On Agnostic PAC Learning using $\mathcal{L}_2$-polynomial Regression and Fourier-based Algorithms

• URL: http://arxiv.org/abs/2102.06277v1
• Date: Thu, 11 Feb 2021 21:28:55 GMT
• Title: On Agnostic PAC Learning using $\mathcal{L}_2$-polynomial Regression and Fourier-based Algorithms
• Authors: Mohsen Heidari and Wojciech Szpankowski
• Abstract summary: We develop a framework using Hilbert spaces as a proxy to analyze PAC learning problems with structural properties. We demonstrate that PAC learning with 0-1 loss is equivalent to an optimization in the Hilbert space domain.
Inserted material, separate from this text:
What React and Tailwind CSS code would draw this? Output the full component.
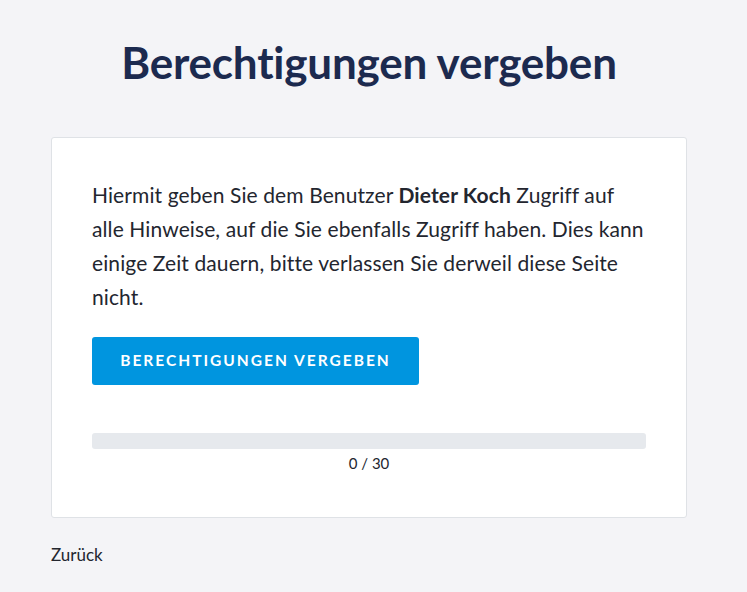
export default function App() {
  return (
    <div className="min-h-[592px] w-full bg-[#f4f4f7] text-[#1f2430]" style={{ fontFamily: 'Lato, "Noto Sans", sans-serif' }}>
      <div className="ml-[51px] w-[636px] pt-[34px]">
        <h1 className="text-center text-[44px] font-bold leading-[56px] text-[#1c2a4f] tracking-[-0.2px]">
          Berechtigungen vergeben
        </h1>
        <div className="mt-[47px] h-[381px] rounded-[3px] border border-[#dfe2e6] bg-white px-[40px] pt-[40px]">
          <p className="text-[21px] leading-[34px] tracking-[0.1px] text-[#23262f] whitespace-nowrap">
            Hiermit geben Sie dem Benutzer <span className="font-bold">Dieter Koch</span> Zugriff auf<br />
            alle Hinweise, auf die Sie ebenfalls Zugriff haben. Dies kann<br />
            einige Zeit dauern, bitte verlassen Sie derweil diese Seite<br />
            nicht.
          </p>
          <button className="mt-[23px] h-[48px] w-[327px] rounded-[3px] bg-[#0095df] text-[15.5px] font-bold uppercase tracking-[2px] text-white">
            Berechtigungen vergeben
          </button>
          <div className="mt-[48px] h-[16px] w-[554px] rounded-[3px] bg-[#e6e9ed]" />
          <div className="w-[554px] pt-[3px] text-center text-[15px] leading-[22px] text-[#23262f]">0 / 30</div>
        </div>
        <div className="mt-[26px] text-[17px] leading-[22px] text-[#23262f]">Zurück</div>
      </div>
    </div>
  );
}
• Score: 10.66048003460524
• License: http://arxiv.org/licenses/nonexclusive-distrib/1.0/
• Abstract: We develop a framework using Hilbert spaces as a proxy to analyze PAC learning problems with structural properties. We consider a joint Hilbert space incorporating the relation between the true label and the predictor under a joint distribution $D$. We demonstrate that agnostic PAC learning with 0-1 loss is equivalent to an optimization in the Hilbert space domain. With our model, we revisit the PAC learning problem using methods based on least-squares such as $\mathcal{L}_2$ polynomial regression and Linial's low-degree algorithm. We study learning with respect to several hypothesis classes such as half-spaces and polynomial-approximated classes (i.e., functions approximated by a fixed-degree polynomial). We prove that (under some distributional assumptions) such methods obtain generalization error up to $2opt$ with $opt$ being the optimal error of the class. Hence, we show the tightest bound on generalization error when $opt\leq 0.2$.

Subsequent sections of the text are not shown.